In the picture below you can see the difference between the run on the default (unpatched) kernel (red line) and the run with the adaptive readahead patchset applied (green line).


I think the graph speaks for itself. It took around 6 minutes to prime the memory when run on the standard kernel, while on the other hand, when adaptive readahead was compiled in, the database was fully cached after only 2 minutes. That amounts to a 3x speedup.


This test was so simple that we shouldn't draw any far reaching conclusions. Yes, Wu has made a good job and in cases like this it will surely help to get the data from disk cached in memory faster. The hard part is to test the myriad of other setups and especially the behavior of the patch when the memory resources are scarce. No doubt Wu is busy testing at the moment and I hope other people will join in and report what they have found.

Plain text icon bytes


With kernel 2.6.16 and newer you cand do "sync; echo 3 > /proc/sys/vm/drop_caches" to clear all caches.
OTOH, nice benchmark.

Wow, that's one nice debugging tunable, didn't know about that, probably because it's so new. Thanks for the tip!

Of course, if you're in production, there's not much use for it, but if you're debugging or benchmarking stuff it's God given.

thanks, nice test!

You mention that the system has enough memory to cache the entire database, so i'm wondering if the main benefit you see in this case is due to Wu's patch increasing the max amount of readahead the system does by default.

Can you re-run the stock kernel test, except 'echo 2048 > /sys/block/[dev]/queue/read_ahead_kb' first? I think this will increase the performance noticebly, showing that the adaptive readahead's benefit lies in other areas, particularly systems with memory pressure and multiple i/o bound processes. In other words, it's value is that it can improve this workload's performance (by increasing readahead) without damaging other workloads where a high readahead value would be suboptimal on the stock kernel.

also, it is sufficient to unmount the device you are testing in between each test, but the drop_caches trick is not necessarily enough for all benchmarks. From the comment in the code:

* invalidate_mapping_pages() will not block on IO activity. It will not
* invalidate pages which are dirty, locked, under writeback or mapped into
* pagetables.


I would love to repeat the test with the change you suggested, but for some reasons my system doesn't accept any value bigger than the default 128KB for read_ahead_kb, I don't know why.

Now, I'm pretty sure that bigger default readahead would also help in this test, it's just the question would it be good to have it set system-wide.
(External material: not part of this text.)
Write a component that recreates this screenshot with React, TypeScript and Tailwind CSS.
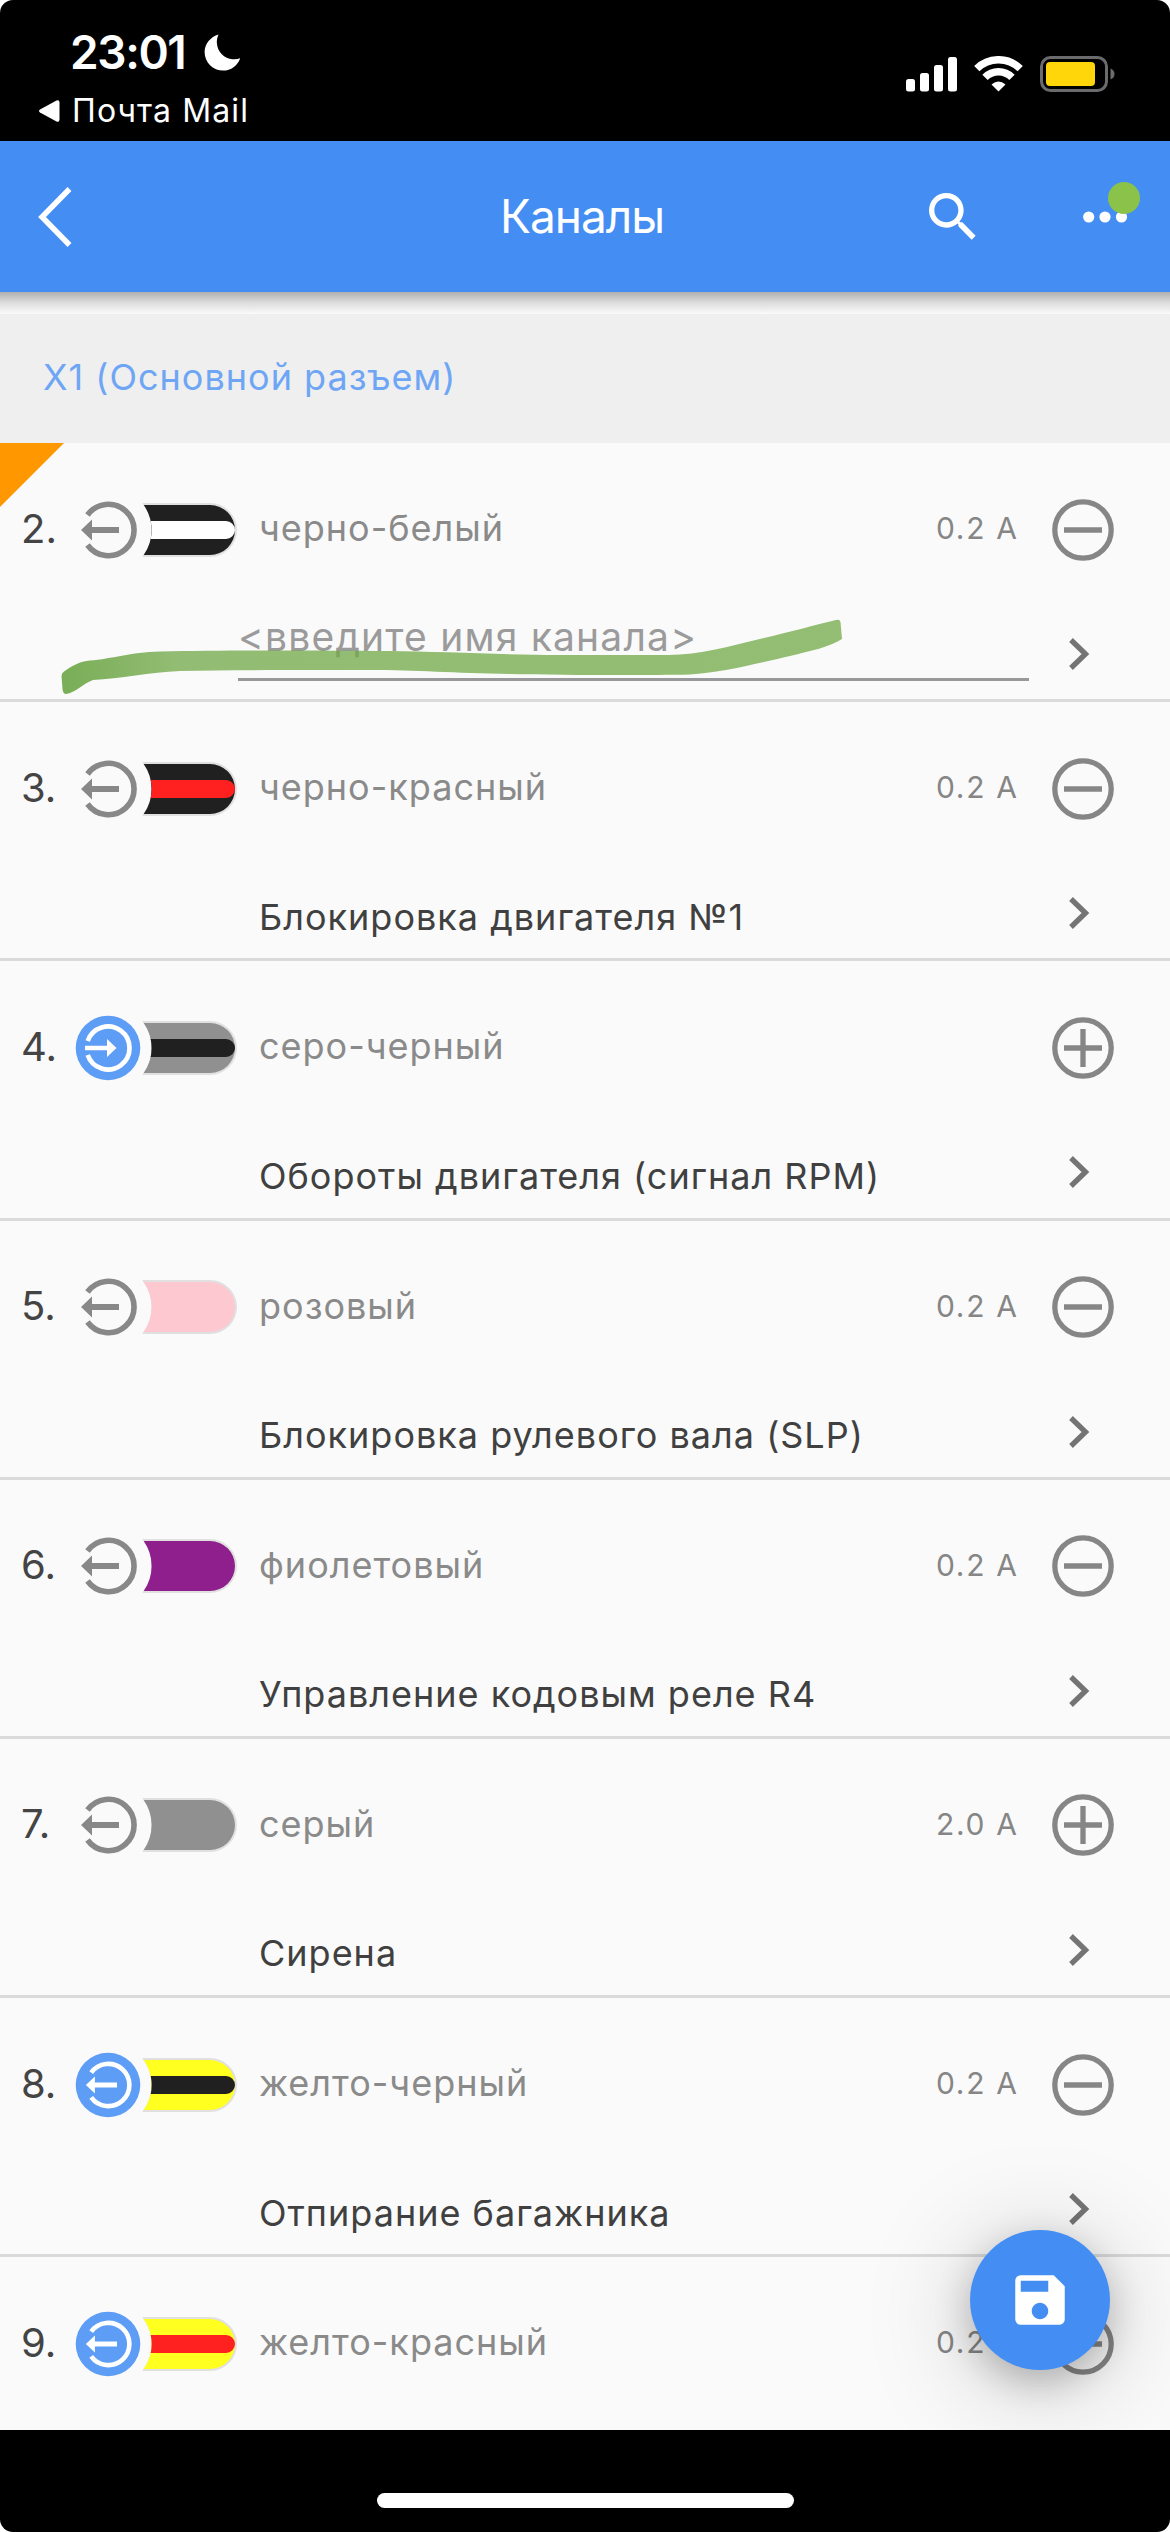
import clsx from 'clsx'
import { MdSave, MdSearch } from 'react-icons/md'

type Direction = 'out' | 'out-active' | 'in-active'

type Channel = {
  id: number
  direction: Direction
  base: string
  stripe?: string
  color: string
  amps?: string
  polarity: 'plus' | 'minus'
  name?: string
}

const CHANNELS: Channel[] = [
  { id: 2, direction: 'out', base: '#202020', stripe: '#ffffff', color: 'черно-белый', amps: '0.2 A', polarity: 'minus' },
  { id: 3, direction: 'out', base: '#202020', stripe: '#ff2020', color: 'черно-красный', amps: '0.2 A', polarity: 'minus', name: 'Блокировка двигателя №1' },
  { id: 4, direction: 'in-active', base: '#909090', stripe: '#202020', color: 'серо-черный', polarity: 'plus', name: 'Обороты двигателя (сигнал RPM)' },
  { id: 5, direction: 'out', base: '#fdc8d0', color: 'розовый', amps: '0.2 A', polarity: 'minus', name: 'Блокировка рулевого вала (SLP)' },
  { id: 6, direction: 'out', base: '#8f1f8c', color: 'фиолетовый', amps: '0.2 A', polarity: 'minus', name: 'Управление кодовым реле R4' },
  { id: 7, direction: 'out', base: '#909090', color: 'серый', amps: '2.0 A', polarity: 'plus', name: 'Сирена' },
  { id: 8, direction: 'out-active', base: '#ffff20', stripe: '#202020', color: 'желто-черный', amps: '0.2 A', polarity: 'minus', name: 'Отпирание багажника' },
  { id: 9, direction: 'out-active', base: '#ffff20', stripe: '#ff2020', color: 'желто-красный', amps: '0.2 A', polarity: 'minus', name: '' },
]

function StatusBar() {
  return (
    <div className="flex h-[141px] shrink-0 justify-between text-white">
      <div className="pl-[38px] pt-[25px]">
        <div className="flex h-[54px] items-center pl-[32px]">
          <span className="w-[134px] text-[46px] font-semibold leading-[54px] tracking-[-1.4px]">23:01</span>
          <svg className="h-[37px] w-[37px]" viewBox="0 0 37 37" fill="currentColor">
            <path d="M14.5 0.5C13.2 3.4 12.6 6.4 12.9 9.6C13.6 18 20.2 24.6 28.6 25.3C31.3 25.5 33.8 25.1 36.2 24.2C33.6 31.6 26.9 36.6 19.2 36.6C8.9 36.6 0.6 28.3 0.6 18C0.6 10 6.6 2.8 14.5 0.5Z" />
          </svg>
        </div>
        <div className="mt-[10px] flex h-[44px] items-center">
          <svg className="mr-[12px] h-[24px] w-[22px]" viewBox="0 0 22 24" fill="currentColor">
            <path d="M2 10.5L18.5 1.5Q21.5 0.5 21.5 3.5V20.5Q21.5 23.5 18.5 22.5L2 13.5Q0 12 2 10.5Z" />
          </svg>
          <span className="text-[32px] leading-[40px] tracking-[1.1px]">Почта Mail</span>
        </div>
      </div>

      <div className="mt-[56px] flex h-[36px] gap-[17px] pr-[54px]">
        <svg className="h-[36px] w-[51px]" viewBox="0 0 51 36" fill="currentColor">
          <rect x="0" y="23" width="9" height="12.5" rx="2.5" />
          <rect x="14" y="17" width="9" height="18.5" rx="2.5" />
          <rect x="28" y="9" width="9" height="26.5" rx="2.5" />
          <rect x="42" y="1" width="9" height="34.5" rx="2.5" />
        </svg>
        <svg className="h-[36px] w-[49px]" viewBox="0 0 49 36" fill="none" stroke="currentColor" strokeWidth="7.5">
          <path d="M2.8 12.6A31 31 0 0 1 46.2 12.6" />
          <path d="M11 21.4A19 19 0 0 1 38 21.4" />
          <path d="M24.5 35.5L17.5 28.5Q24.5 22.5 31.5 28.5Z" fill="currentColor" stroke="none" />
        </svg>
        <svg className="h-[36px] w-[76px]" viewBox="0 0 76 36">
          <rect x="1.5" y="1.5" width="65" height="33" rx="9" fill="none" stroke="#6b6b6e" strokeWidth="3" />
          <rect x="6" y="6" width="49" height="24" rx="4" fill="#ffd60a" />
          <path d="M70.5 12.5Q74.5 14 74.5 18T70.5 23.5Z" fill="#6b6b6e" />
        </svg>
      </div>
    </div>
  )
}

function NavBar() {
  return (
    <header className="flex h-[151px] shrink-0 items-center bg-[#448ef3] text-white">
      <svg className="ml-[38px] h-[62px] w-[36px]" viewBox="0 0 36 62" fill="none" stroke="currentColor" strokeWidth="5.5">
        <path d="M31.5 3L4 31L31.5 59" />
      </svg>
      <h1 className="ml-[426px] w-[421px] pb-[1px] text-[46px] leading-[56px] tracking-[-1px]">Каналы</h1>
      <MdSearch className="h-[64px] w-[64px]" />
      <svg className="ml-[98px] h-[72px] w-[60px]" viewBox="0 -6 60 72" fill="currentColor">
        <circle cx="5.7" cy="30" r="5.6" />
        <circle cx="22" cy="30" r="5.6" />
        <circle cx="38.5" cy="30" r="5.6" />
        <circle cx="41" cy="11" r="16" fill="#8bc34a" />
      </svg>
    </header>
  )
}

const ARROW_OUT = (
  <>
    <path d="M-20.5 -15A25.7 25.7 0 1 1 -20.5 15" fill="none" strokeWidth="5.6" />
    <path d="M11 -3H-16V-10.5L-27 0L-16 10.5V3H11Z" stroke="none" />
  </>
)

function DirectionIcon({ direction }: { direction: Direction }) {
  return (
    <svg className="h-[66px] w-[66px]" viewBox="-33 -33 66 66">
      {direction === 'out' && (
        <g fill="#888888" stroke="#888888">
          {ARROW_OUT}
        </g>
      )}
      {direction === 'out-active' && (
        <>
          <circle r="32.3" fill="#5d9df5" />
          <g fill="white" stroke="white" transform="scale(0.82)">
            {ARROW_OUT}
          </g>
        </>
      )}
      {direction === 'in-active' && (
        <>
          <circle r="32.3" fill="#5d9df5" />
          <path d="M-20.3 -7A21.5 21.5 0 1 1 -20.3 7" fill="none" stroke="white" strokeWidth="4.7" />
          <path d="M-23 -2.3H-1V-9L8.5 0L-1 9V2.3H-23Z" fill="white" />
        </>
      )}
    </svg>
  )
}

function Wire({ base, stripe }: { base: string; stripe?: string }) {
  return (
    <svg className="h-[56px] w-[98px]" viewBox="0 0 98 56">
      <path d="M1.2 1H69A27 27 0 0 1 69 55H1.2A43.6 43.6 0 0 0 1.2 1Z" fill="#e0e0e0" />
      <path d="M2.7 3H69A25 25 0 0 1 69 53H2.7A43.6 43.6 0 0 0 2.7 3Z" fill={base} />
      {stripe && <path d="M9.7 19H85A9 9 0 0 1 85 37H9.7A43.6 43.6 0 0 0 9.7 19Z" fill={stripe} />}
    </svg>
  )
}

function PolarityIcon({ polarity }: { polarity: 'plus' | 'minus' }) {
  return (
    <svg className="h-[62px] w-[62px]" viewBox="-31 -31 62 62" fill="none" stroke="#868686" strokeWidth="5.3">
      <circle r="28.2" />
      <path d={polarity === 'plus' ? 'M-19 0H19M0 -19V19' : 'M-19 0H19'} />
    </svg>
  )
}

function ChannelRow({ channel }: { channel: Channel }) {
  const { id, direction, base, stripe, color, amps, polarity, name } = channel
  return (
    <div className="relative h-[259.2px] shrink-0 border-b-[3px] border-[#dadada]">
      <div className="flex h-[173px] items-center">
        <span className="w-[75px] pb-[2px] pl-[21px] text-[40px] leading-[48px] text-[#444444]">{id}.</span>
        <DirectionIcon direction={direction} />
        <Wire base={base} stripe={stripe} />
        <span className="ml-[20px] flex-1 pb-[3px] text-[36px] leading-[44px] tracking-[1px] text-[#8a8a8a]">{color}</span>
        <span className="w-[116px] pb-[3px] text-[30px] leading-[40px] tracking-[1.7px] text-[#868686]">{amps}</span>
        <div className="mr-[56px]">
          <PolarityIcon polarity={polarity} />
        </div>
      </div>
      <div className="flex h-[83px] items-center">
        {name === undefined ? (
          <div className="ml-[238px] mt-[-20px] h-[66px] w-[791px] border-b-[3px] border-[#98989a]">
            <span className="block text-[39px] leading-[44px] tracking-[1.2px] text-[#9b9b9b]">&lt;введите имя канала&gt;</span>
          </div>
        ) : (
          <span className="ml-[259px] w-[770px] text-[36px] leading-[44px] tracking-[1px] text-[#404040]">{name}</span>
        )}
        <svg className="mb-[7px] ml-[39px] h-[32px] w-[22px]" viewBox="0 0 22 32" fill="none" stroke="#747474" strokeWidth="5.3">
          <path d="M3 2L17.5 16L3 30" />
        </svg>
      </div>
      {name === undefined && <NewChannelMarks />}
    </div>
  )
}

// Corner flag plus the marker drawn over the empty name field
function NewChannelMarks() {
  return (
    <svg className="pointer-events-none absolute left-0 top-0 h-[256px] w-[860px]" viewBox="0 0 860 256">
      <defs>
        <linearGradient id="marker" x1="62" x2="842" gradientUnits="userSpaceOnUse">
          <stop offset="0" stopColor="#62a03a" stopOpacity="0.85" />
          <stop offset="0.15" stopColor="#70a846" stopOpacity="0.75" />
          <stop offset="1" stopColor="#6aa63e" stopOpacity="0.72" />
        </linearGradient>
      </defs>
      <path d="M0 0H64L0 64Z" fill="#ff9800" />
      <path
        d="M61.5 233Q61.5 230 64 228.5C72 223 80 218 90 217.5C112 216 130 209 160 208.5C230 207 320 207.5 390 208C440 208.5 510 212 560 212H668C700 212 730 203 764 195C790 189 815 182 836 177Q840 176 840.5 179L842 196C830 204 810 208 790 213C760 220 720 230 690 231.5C640 232.5 560 232 510 231C450 230 410 226.5 360 227C290 227 230 227 180 228C150 229 120 236 93 237C84 240 75 250 66 251Q63 251 62.5 246Z"
        fill="url(#marker)"
      />
    </svg>
  )
}

export default function App() {
  return (
    <div className="h-[2532px] w-[1170px] overflow-hidden bg-white">
      <div className={clsx('flex h-full flex-col overflow-hidden rounded-[13px] bg-black', "font-['Inter','Noto_Sans',sans-serif]")}>
        <StatusBar />
        <NavBar />
        <main className="relative flex min-h-0 flex-1 flex-col overflow-hidden bg-[#fafafa]">
          <div className="h-[22px] shrink-0 bg-linear-to-b from-[#b0b0b0] via-[#dedede] to-[#fafafa]" />
          <h2 className="h-[129px] shrink-0 bg-[#efefef] pl-[43px] pt-[40px] text-[36px] leading-[46px] tracking-[1px] text-[#6ea6f5]">
            X1 (Основной разъем)
          </h2>
          {CHANNELS.map((channel) => (
            <ChannelRow key={channel.id} channel={channel} />
          ))}
          <button className="absolute bottom-[60px] right-[60px] flex h-[140px] w-[140px] items-center justify-center rounded-full bg-[#448ef3] text-white shadow-[0_12px_36px_rgba(0,0,0,0.22),0_14px_110px_rgba(0,0,0,0.22)]">
            <MdSave className="h-[66px] w-[66px]" />
          </button>
        </main>
        <div className="flex h-[102px] shrink-0 justify-center pt-[63px]">
          <div className="h-[15px] w-[417px] rounded-full bg-white" />
        </div>
      </div>
    </div>
  )
}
While I don't know for sure, I pretty much expect the adaptive readahead to make much better decisions when it comes to how much data in what circumstance to read ahead from disk.

But all in all, I don't disagree with you, this test is too simple and I knew it would show the adaptive readahead in a positive way. Maybe, if I find some time, I'll try to come up with a much more elaborate test that would even prove something. :)

About drop_caches, yes, I know it won't solve everything but it's still damn handy, and the documentation clearly says that it's important to run sync before it to flush out dirty pages to disk so they can be freed too.

Then again, if I want to be sure and I care about what I'm testing I always reboot. Otherwise it's quite hard to know what you're testing (disk or memory speed). Unmounting is a solution that is somewhere in between, but in my case I would have to unmount /var partition, so it was less pain for me to reboot the damn thing and start over. :)

Thanks for your comment!

Nice work.

Here are two more tips:
- run 'blockdev --setra 2048 /dev/sda' before each test, to ensure fairness and avoid the (rather rigid) size limit imposed by the sysfs interface;
- for this test case(randomly populating the cache, until some whole files are pulled into the large enough memory), increasing /proc/sys/vm/readahead_hit_rate may help performance. 1 or 8 will be good starting value to try, and larger values might not help as much.

Wu Fengguang

Hey Wu! Thanks for your comment.

I have rerun the benchmark following your guidelines and results are as follows (no graph this time):

default RA algo (ra=2048): 350 seconds
adaptive RA algo (ra=2048, r_h_r=1): 270 seconds
adaptive RA algo (ra=2048, r_h_r=8): 85 seconds

All tests were run with read_ahead_kb of 1024 (set with the above command). The first one on -rc5, last two on rc5-mm3 kernel which includes the adaptive readahead patch. As can be seen something changed in the setup (maybe just default settings?) because the second run with readahead_hit_rate at default value of 1 is now only marginally faster than the stock RA algorithm. But when that parameter was raised to 8, the test script slurped database data in memory very fast (more than 4 times faster than the default kernel algorithm, very impressive).

I have built an Adaptive Readahead kernel package for Debian users, strongly based on and feature compatible with the kernel which ships with Debian Etch (other than it has ARA turned on!). Looking for feedback from anyone who has tried this in production.